Emekliler, asgari ücretliler, kamu işyerlerinde çalışan işçiler derken kamu çalışanları da uygulanan ücret politikasından mutsuz ve umutsuz bir şekilde sokağa yöneldiler. Emekliler(memur emeklileri hariç) için ses çıkarmayanlar, kamu işçileri için “neden bizden daha fazla maaş alıyorlar” eleştirisinde bulunanlar iş dönüp dolaşıp kendilerine gelince bayrak açmaktan geri durmuyorlar.
Önümüzdeki iki yılı kapsayacak kamu çalışanlarına yönelik Toplu İş Sözleşmesi görüşmelerini yürüten yetkili sendikanın genel başkanı Ali Yalçın işveren adına masaya oturan Çalışma ve Sosyal Güvenlik Bakanlığının yaptığı teklif karşısında “Hiçbir vicdana sığmaz” yorumunu yapmış. Sokak eylemlerinde özellikle marjinal gurupların kullandıkları bir slogan var, “susma sustukça sıra sana gelecek!” İş açıkçası buna döndü... Dün başkaları için ses çıkarmayanlar sıra kendilerine gelince sağlarına, sollarına bakıp gözleri başka çevrelerden gelecek desteklere çevrilmiş durumda.
Derdim bir sendikayı eleştirmek değil. Bir hakikate dikkat çekmek. İktidarın uyguladığı düşük ücret politikaları karşısında başka kesimlerin ezilmesine ses çıkartmayanların “gemiyi kurtaran kaptan” yaklaşımı hiçbir zaman doğru olmadı bundan sonra da olmayacak. İktidara sırtını dayayıp nasılsa ben bir şekilde söylediklerimi kabul ettiririm anlayışının ne kadar boş olduğu bir kere daha ortaya çıktı.

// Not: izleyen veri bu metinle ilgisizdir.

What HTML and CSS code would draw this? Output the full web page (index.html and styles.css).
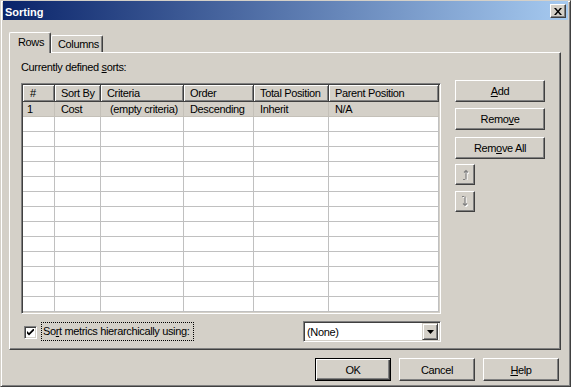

Bugün gerçek şu ki iktidar uyguladığı ekonomik politikalar gereği emekliye, kamu işçilerine, asgari ücretliye vermediğini memura verir demek o kadar kolay değil. Hani derler ya, bayram değil, seyran değil öpücüğün sebebi ne ola ki? Doğrusunu isterseniz ortada seçim yok, seçim olma ihtimali de görünmüyor o zaman her yükselen sesi hükümetin ya da ekonomi politikalarına yön verenlerin duyma ihtimali sıfır demektir. Grev mi yapacaksınız, iş bırakma eylemi mi yapacaksınız? Bunların hiç birisinin politikalar üzerinde etkin sonuçlar doğurabileceğine de ben artık inanmıyorum. Tablo ortada esnaf da, memur da, emekli de, çalışan da, asgari ücretli de gerçekten çok büyük sıkıntı içerisinde. Bu kadar ağır tablonun içinde mutlu bir kesim yok mu? Kesinlikle var… O tuzu kuruların yaptıkları en önemli iş acı çekenlere, sıkıntıya katlananlara, “az kaldı sabredin” demekten ibaret… Kim için az kaldı, ne için az kaldı, bu işin sonu ne zaman aydınlığa çıkar? Bu soruların cevapları yok. Tek bildiğimiz eh ay tekrarlanan, “en zoru geride kaldı!”
Kim kimi kandırıyor Allah aşkına… Sıradan bir telefon faturasının bile 500 TL’den aşağı olmadığı, elektrik ve doğalgaz faturalarına yaz mevsiminde bile gücün yetmediği şu günlerde, “neyin en zoru bitmiş de daha az zoru kalmış?”
Sonunda yıllardır toplumun en rahat kesimi olarak görülen ve zaman zaman hallerinden şikayet etmiş olsalar da yine de keyifleri yerinde olan kamu çalışanları da sonunda isyan bayrağını çekip tepkilerini ortaya koyuyorlarsa bu işte bir gariplik yok mudur sizce…
Daha geçtiğimiz aylarda işleri ile ilgili “şükredip “ işlerinin yolunda olduğunu söyleyen esnaf bile bizim yolumuzu kesip tablodan şikayetçi olmaya başlamışsa, memurlarında dünden farklı olarak bugün tepki göstermeye başlamış olması da çok önemli gelişmeler.
Emekliler ve asgari ücretlilerin bu şartlarda söyleyecekleri söz ne olabilir?